Even though no absolute statements can be made about the quality of the Mozambique OSM data, the results of our contributor-focused intrinsic quality assessment strengthen confidence in the quality of the data because it is mostly contributed by experienced users who seem to have a desire to improve the quality of the data. Most features in Mozambique were edited at least twice, suggesting that they have been quality checked at least once. Initiatives to improve the quality of OSM data in Mozambique should prioritize data edited only once and contributed by those classified into clusters 0, 1 and 2.
More studies in different parts of Africa would contribute to understanding whether the patterns observed in Mozambique are unique or also found in other parts of the African continent and/or in developing countries in other parts of the world. One could also analyse contribution inequality between different (African) developing countries, similar to Yang et al. [
65], who found that the level of contribution inequality increases in countries without huge imports.

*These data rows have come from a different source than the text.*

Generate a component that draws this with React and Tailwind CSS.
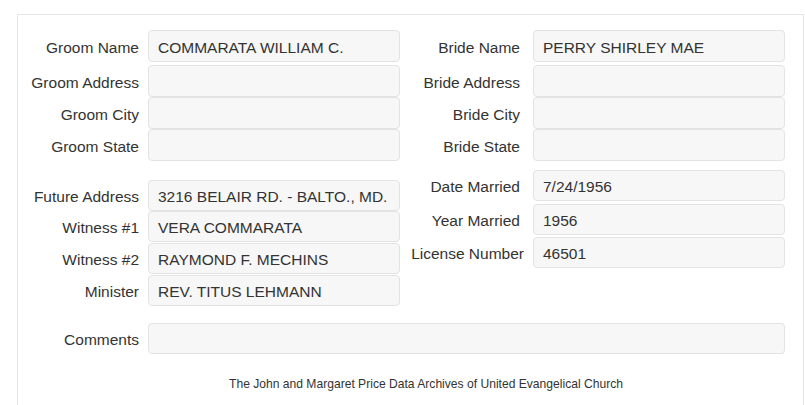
const Field = ({ label, value, labelW, gap, h = 'h-[32px]', mt = '' }) => (
  <div className={`flex items-center ${mt}`}>
    <div className={`${labelW} shrink-0 text-right whitespace-nowrap pt-[3px]`}>{label}</div>
    <div
      className={`${gap} ${h} w-[252px] shrink-0 flex items-center px-[9px] pt-[3px] bg-[#f7f7f7] border border-[#e3e3e3] rounded-[4px] whitespace-nowrap overflow-hidden`}
    >
      {value}
    </div>
  </div>
);

const App = () => {
  return (
    <div className="min-h-screen bg-white text-[#333] text-[15.5px] font-['Liberation_Sans',Arial,sans-serif] pt-[14px] pl-[17px] pr-[1px]">
      <div className="border-t border-l border-r border-[#e5e5e5] pt-[15px] pb-[20px] pr-[18px]">
        <div className="flex">
          {/* Groom side */}
          <div className="w-[382px] shrink-0">
            <Field label="Groom Name" value="COMMARATA WILLIAM C." labelW="w-[121px]" gap="ml-[9px]" />
            <Field label="Groom Address" value="" labelW="w-[121px]" gap="ml-[9px]" mt="mt-[3px]" />
            <Field label="Groom City" value="" labelW="w-[121px]" gap="ml-[9px]" />
            <Field label="Groom State" value="" labelW="w-[121px]" gap="ml-[9px]" />

            <Field label="Future Address" value="3216 BELAIR RD. - BALTO., MD." labelW="w-[121px]" gap="ml-[9px]" h="h-[31px]" mt="mt-[19px]" />
            <Field label="Witness #1" value="VERA COMMARATA" labelW="w-[121px]" gap="ml-[9px]" h="h-[31px]" />
            <Field label="Witness #2" value="RAYMOND F. MECHINS" labelW="w-[121px]" gap="ml-[9px]" h="h-[31px]" mt="mt-[1px]" />
            <Field label="Minister" value="REV. TITUS LEHMANN" labelW="w-[121px]" gap="ml-[9px]" h="h-[31px]" mt="mt-[1px]" />
          </div>

          {/* Bride side */}
          <div className="w-[385px] shrink-0">
            <Field label="Bride Name" value="PERRY SHIRLEY MAE" labelW="w-[120px]" gap="ml-[13px]" />
            <Field label="Bride Address" value="" labelW="w-[120px]" gap="ml-[13px]" mt="mt-[3px]" />
            <Field label="Bride City" value="" labelW="w-[120px]" gap="ml-[13px]" />
            <Field label="Bride State" value="" labelW="w-[120px]" gap="ml-[13px]" />

            <Field label="Date Married" value="7/24/1956" labelW="w-[120px]" gap="ml-[13px]" h="h-[31px]" mt="mt-[9px]" />
            <Field label="Year Married" value="1956" labelW="w-[120px]" gap="ml-[13px]" h="h-[31px]" mt="mt-[3px]" />
            <Field label="License Number" value="46501" labelW="w-[124px]" gap="ml-[9px]" h="h-[31px]" mt="mt-[2px]" />
          </div>
        </div>

        {/* Comments */}
        <div className="flex items-center mt-[17px]">
          <div className="w-[121px] shrink-0 text-right pt-[3px]">Comments</div>
          <div className="ml-[9px] h-[31px] flex-1 bg-[#f7f7f7] border border-[#e3e3e3] rounded-[4px]"></div>
        </div>

        <p className="mt-[22px] text-center text-[12.1px] leading-[16px] pl-[49px]">
          The John and Margaret Price Data Archives of United Evangelical Church
        </p>
      </div>
    </div>
  );
};

export default App;
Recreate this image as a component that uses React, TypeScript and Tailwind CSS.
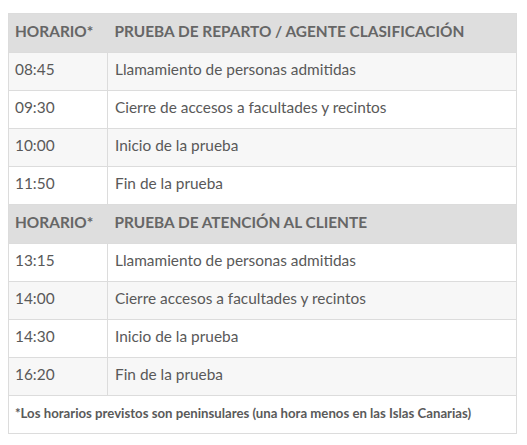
import React from 'react';

type Row = { time: string; text: string };

const reparto: Row[] = [
    { time: '08:45', text: 'Llamamiento de personas admitidas' },
    { time: '09:30', text: 'Cierre de accesos a facultades y recintos' },
    { time: '10:00', text: 'Inicio de la prueba' },
    { time: '11:50', text: 'Fin de la prueba' },
];

const atencion: Row[] = [
    { time: '13:15', text: 'Llamamiento de personas admitidas' },
    { time: '14:00', text: 'Cierre accesos a facultades y recintos' },
    { time: '14:30', text: 'Inicio de la prueba' },
    { time: '16:20', text: 'Fin de la prueba' },
];

const HeadRow: React.FC<{ title: string }> = ({ title }) => (
    <tr className="bg-[#dedede] h-[39px]">
        <th className="text-left font-bold text-[#666] pl-[6px] pb-[3px] border-b border-[#dcdcdc]">HORARIO*</th>
        <th className="text-left font-bold text-[#666] pl-[7px] pb-[3px] border-b border-[#dcdcdc]">{title}</th>
    </tr>
);

const BodyRow: React.FC<{ row: Row; gray: boolean }> = ({ row, gray }) => (
    <tr className={gray ? 'bg-[#f7f7f7] h-[38px]' : 'bg-white h-[38px]'}>
        <td className="pl-[6px] pb-[3px] border-b border-r border-[#dcdcdc] w-[99px]">{row.time}</td>
        <td className="pl-[7px] pb-[3px] border-b border-[#dcdcdc]">{row.text}</td>
    </tr>
);

export default function App() {
    return (
        <div className="bg-white w-[527px] h-[445px] pt-[13px] pl-[8px]" style={{ fontFamily: 'Lato, "Open Sans", sans-serif' }}>
            <table className="w-[509px] border-collapse border border-[#dcdcdc] text-[15.4px] text-[#595959]">
                <tbody>
                    <HeadRow title="PRUEBA DE REPARTO / AGENTE CLASIFICACIÓN" />
                    {reparto.map((r, i) => (
                        <BodyRow key={r.time} row={r} gray={i % 2 === 0} />
                    ))}
                    <HeadRow title="PRUEBA DE ATENCIÓN AL CLIENTE" />
                    {atencion.map((r, i) => (
                        <BodyRow key={r.time} row={r} gray={i % 2 === 1} />
                    ))}
                    <tr className="bg-white h-[38px]">
                        <td colSpan={2} className="pl-[6px] pb-[2px] text-[13.2px] font-bold text-[#5a5a5a]">
                            *Los horarios previstos son peninsulares (una hora menos en las Islas Canarias)
                        </td>
                    </tr>
                </tbody>
            </table>
        </div>
    );
}
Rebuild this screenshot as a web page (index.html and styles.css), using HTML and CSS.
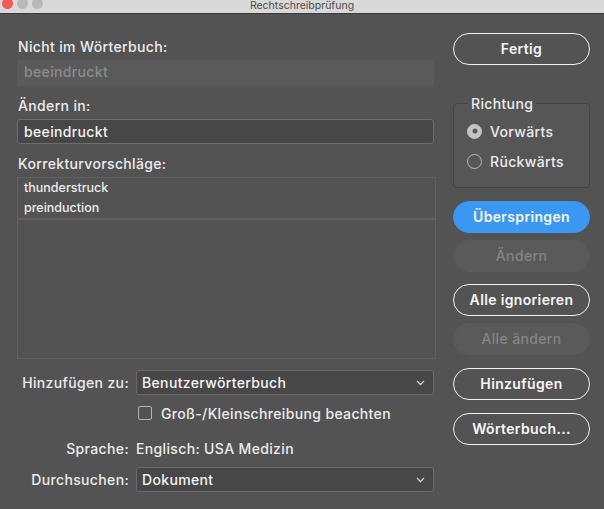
FILE: index.html
```html
<!DOCTYPE html>
<html lang="de">
<head>
    <meta charset="UTF-8">
    <title>Rechtschreibprüfung</title>
    <link rel="stylesheet" href="styles.css">
</head>
<body>
    <div class="titlebar">
        <span class="light red"></span>
        <span class="light"></span>
        <span class="light"></span>
        <span class="title">Rechtschreibprüfung</span>
    </div>
    <div class="dialog">
        <div class="left">
            <div class="label">Nicht im Wörterbuch:</div>
            <div class="field disabled">beeindruckt</div>
            <div class="label gap">Ändern in:</div>
            <div class="field input">beeindruckt</div>
            <div class="label gap">Korrekturvorschläge:</div>
            <div class="list">
                <div class="list-top">
                    <div>thunderstruck</div>
                    <div>preinduction</div>
                </div>
            </div>

            <div class="row first">
                <span class="row-label">Hinzufügen zu:</span>
                <div class="select">
                    Benutzerwörterbuch
                    <svg class="chev" width="9" height="6" viewBox="0 0 9 6"><path d="M1 1 L4.5 4.5 L8 1" fill="none" stroke="#d0d0d0" stroke-width="1.3"/></svg>
                </div>
            </div>
            <div class="row check-row">
                <span class="row-label"></span>
                <span class="checkbox"></span>
                <span>Groß-/Kleinschreibung beachten</span>
            </div>
            <div class="row lang-row">
                <span class="row-label">Sprache:</span>
                <span>Englisch: USA Medizin</span>
            </div>
            <div class="row search-row">
                <span class="row-label">Durchsuchen:</span>
                <div class="select">
                    Dokument
                    <svg class="chev" width="9" height="6" viewBox="0 0 9 6"><path d="M1 1 L4.5 4.5 L8 1" fill="none" stroke="#d0d0d0" stroke-width="1.3"/></svg>
                </div>
            </div>
        </div>

        <div class="right">
            <div class="btn">Fertig</div>
            <fieldset class="group">
                <legend>Richtung</legend>
                <div class="radio-row"><span class="radio on"></span>Vorwärts</div>
                <div class="radio-row"><span class="radio"></span>Rückwärts</div>
            </fieldset>
            <div class="btn primary tight">Überspringen</div>
            <div class="btn off">Ändern</div>
            <div class="btn tight">Alle ignorieren</div>
            <div class="btn off wide">Alle ändern</div>
            <div class="btn">Hinzufügen</div>
            <div class="btn">Wörterbuch...</div>
        </div>
    </div>
</body>
</html>
```

FILE: styles.css
```css
body, html {
    margin: 0;
    padding: 0;
    height: 100%;
    background-color: #535353;
    font-family: Inter, "Open Sans", sans-serif;
    color: #ececec;
    letter-spacing: 0.35px;
    overflow: hidden;
}

.titlebar {
    height: 13px;
    background-color: #d9d9d9;
    border-bottom: 1px solid #3a3a3a;
    display: flex;
    align-items: center;
    position: relative;
}

.light {
    width: 11px;
    height: 11px;
    border-radius: 50%;
    background-color: #b9b9b9;
    margin-left: 4px;
    margin-top: -6px;
    flex-shrink: 0;
}

.light.red {
    background-color: #f25a53;
    margin-left: 2px;
}

.title {
    position: absolute;
    left: 0;
    right: 0;
    top: 0;
    text-align: center;
    font-size: 10.5px;
    line-height: 11px;
    letter-spacing: 0;
    color: #4b4b4b;
}

.dialog {
    display: flex;
    padding: 19px 0 0 17px;
}

.left {
    width: 417px;
    margin-top: 2px;
    display: flex;
    flex-direction: column;
}

.right {
    width: 137px;
    margin-left: 19px;
    display: flex;
    flex-direction: column;
}

.label {
    font-size: 14px;
    font-weight: 500;
    line-height: 17px;
    margin-top: 3px;
    padding-left: 1px;
    margin-bottom: 5px;
}

.label.gap {
    margin-top: 11px;
}

.field {
    height: 26px;
    box-sizing: border-box;
    font-size: 14px;
    font-weight: 500;
    line-height: 24px;
    padding-left: 6px;
}

.field.disabled {
    background-color: #5a5a5a;
    color: #8c8c8c;
    padding-left: 7px;
}

.field.input {
    height: 25px;
    background-color: #474747;
    border: 1px solid #6e6e6e;
    border-radius: 3px;
    color: #f4f4f4;
    line-height: 23px;
}

.list {
    height: 182px;
    box-sizing: border-box;
    border: 1px solid #5f5f5f;
    width: 419px;
}

.list-top {
    height: 40px;
    border-bottom: 2px solid #5f5f5f;
    font-size: 12.5px;
    font-weight: 500;
    letter-spacing: 0;
    line-height: 20px;
    padding-left: 6px;
}

.row {
    display: flex;
    align-items: center;
    font-size: 14px;
    font-weight: 500;
    height: 25px;
}

.row.first {
    margin-top: 11px;
}

.row-label {
    width: 112px;
    text-align: right;
    margin-right: 7px;
    flex-shrink: 0;
}

.check-row {
    margin-top: 6px;
    height: 24px;
}

.lang-row {
    margin-top: 11px;
    height: 24px;
}

.search-row {
    margin-top: 7px;
}

.checkbox {
    width: 12px;
    height: 12px;
    border: 1px solid #b4b4b4;
    border-radius: 2px;
    margin-left: 2px;
    margin-right: 9px;
}

.select {
    position: relative;
    flex: 1;
    height: 25px;
    box-sizing: border-box;
    background-color: #474747;
    border: 1px solid #6a6a6a;
    border-radius: 3px;
    line-height: 23px;
    padding-left: 5px;
    color: #f4f4f4;
}

.chev {
    position: absolute;
    right: 8px;
    top: 9px;
}

.btn {
    height: 32px;
    box-sizing: border-box;
    border: 1.5px solid #f0f0f0;
    border-radius: 16px;
    text-align: center;
    line-height: 29px;
    font-size: 14px;
    font-weight: 600;
    color: #f6f6f6;
    margin-bottom: 13px;
}

.btn.tight {
    margin-bottom: 7px;
}

.btn.primary {
    background-color: #3b98f2;
    border-color: #3b98f2;
}

.btn.off {
    background-color: #5a5a5a;
    border-color: #5a5a5a;
    color: #858585;
    font-weight: 500;
    margin-bottom: 12px;
}

.btn.off.wide {
    margin-bottom: 13px;
}

.group {
    margin: 17px 0 13px 0;
    padding: 4px 0 0 13px;
    height: 93px;
    box-sizing: border-box;
    border: 1px solid #444;
    border-radius: 4px;
    background-color: #565656;
}

.group legend {
    font-size: 14px;
    font-weight: 500;
    padding: 0 3px;
    margin-left: 1px;
    line-height: 17px;
}

.radio-row {
    display: flex;
    align-items: center;
    font-size: 14px;
    font-weight: 500;
    height: 30px;
}

.radio {
    width: 15px;
    height: 15px;
    box-sizing: border-box;
    border-radius: 50%;
    border: 1.3px solid #bdbdbd;
    margin-right: 8px;
    position: relative;
}

.radio.on {
    background-color: #c4c4c4;
    border-color: #c4c4c4;
}

.radio.on::after {
    content: '';
    position: absolute;
    width: 5px;
    height: 5px;
    border-radius: 50%;
    background-color: #5a5a5a;
    left: 50%;
    top: 50%;
    transform: translate(-50%, -50%);
}
```
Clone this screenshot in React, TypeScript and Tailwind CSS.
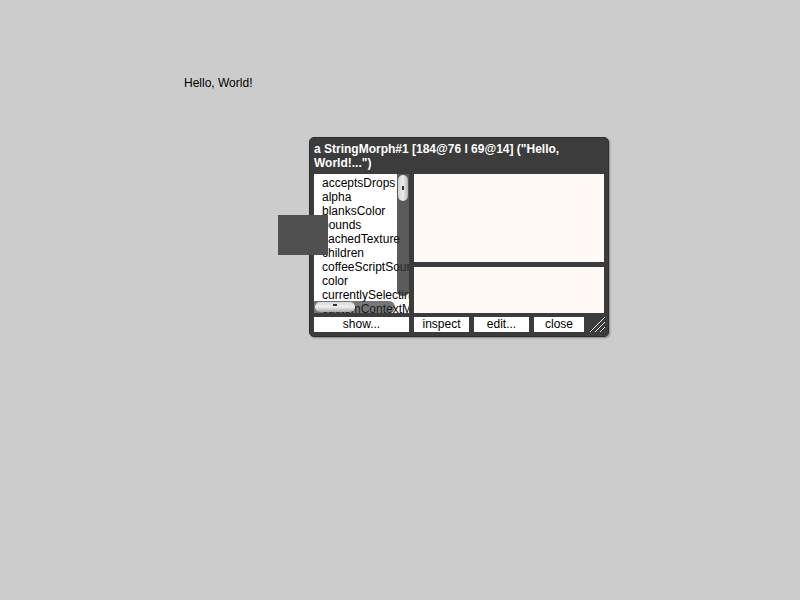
import React from "react";

const props = [
  "acceptsDrops",
  "alpha",
  "blanksColor",
  "bounds",
  "cachedTexture",
  "children",
  "coffeeScriptSource",
  "color",
  "currentlySelecting",
  "customContextMenu",
];

export default function App() {
  return (
    <div
      className="relative w-[800px] h-[600px] bg-[#cccccc] overflow-hidden"
      style={{ fontFamily: '"Liberation Sans", Arial, sans-serif' }}
    >
      <div className="absolute left-[184px] top-[76px] text-[12px] leading-[14px] text-black whitespace-nowrap">
        Hello, World!
      </div>

      <div className="absolute left-[309px] top-[137px] w-[300px] h-[200px] rounded-[5px] bg-[#3c3c3c] border border-[#2e2e2e] shadow-[1px_1px_2px_rgba(0,0,0,0.35)] flex flex-col px-[4px] pt-[4px] pb-[4px]">
        <div className="text-white font-bold text-[12px] leading-[14px] h-[28px] whitespace-pre">
          {'a StringMorph#1 [184@76 l 69@14] ("Hello,\nWorld!...")'}
        </div>
        <div className="flex gap-[5px] mt-[4px] h-[139px]">
          <div className="relative w-[95px] shrink-0 h-full bg-white overflow-hidden">
            <div className="pl-[8px] pt-[2px]">
              {props.map((p) => (
                <div key={p} className="text-[12px] leading-[14px] text-black whitespace-nowrap">
                  {p}
                </div>
              ))}
            </div>
            <div className="absolute right-0 top-0 w-[12px] h-[122px] bg-[rgba(45,45,45,0.78)] rounded-b-[5px]">
              <div className="absolute left-[1px] top-[1px] w-[10px] h-[26px] rounded-[5px] bg-gradient-to-r from-[#cfcfcf] via-[#eeeeee] to-[#b5b5b5] flex items-center justify-center">
                <div className="w-[2px] h-[4px] bg-[#333]" />
              </div>
            </div>
            <div className="absolute left-0 bottom-0 w-[81px] h-[12px] bg-[rgba(45,45,45,0.65)] rounded-r-[6px]">
              <div className="absolute left-[1px] top-[1px] w-[40px] h-[10px] rounded-[5px] bg-gradient-to-b from-[#d8d8d8] via-[#f0f0f0] to-[#a8a8a8] flex justify-center">
                <div className="w-[4px] h-[2px] bg-[#333] mt-[2px]" />
              </div>
            </div>
          </div>
          <div className="flex-1 flex flex-col gap-[5px]">
            <div className="h-[88px] bg-[#fffaf6]" />
            <div className="flex-1 bg-[#fffaf6]" />
          </div>
        </div>
        <div className="flex gap-[5px] mt-[4px] h-[15px] items-stretch">
          <div className="w-[95px] shrink-0 bg-white text-[12px] leading-[15px] text-center text-black">show...</div>
          <div className="w-[55px] shrink-0 bg-white text-[12px] leading-[15px] text-center text-black">inspect</div>
          <div className="w-[55px] shrink-0 bg-white text-[12px] leading-[15px] text-center text-black">edit...</div>
          <div className="w-[50px] shrink-0 bg-white text-[12px] leading-[15px] text-center text-black">close</div>
          <svg width="16" height="16" viewBox="0 0 16 16" className="ml-auto shrink-0 -mt-[1px]">
            <line x1="1" y1="16" x2="16" y2="1" stroke="#eeeeee" strokeWidth="1" />
            <line x1="6" y1="16" x2="16" y2="6" stroke="#eeeeee" strokeWidth="1" />
            <line x1="11" y1="16" x2="16" y2="11" stroke="#eeeeee" strokeWidth="1" />
          </svg>
        </div>
      </div>

      <div className="absolute left-[278px] top-[215px] w-[50px] h-[40px] bg-[#505050]" />
    </div>
  );
}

The results of this study show how one can gain a better understanding of the community that contributes data in a specific area by inspecting history data with machine learning techniques, and we have provided some suggestions for further work. Intrinsic methods should not replace ground truthing or extrinsic methods, but rather complement them by providing alternative ways to gain insight about data quality. Results of intrinsic quality assessments can also be used to inform efforts to further improve the quality.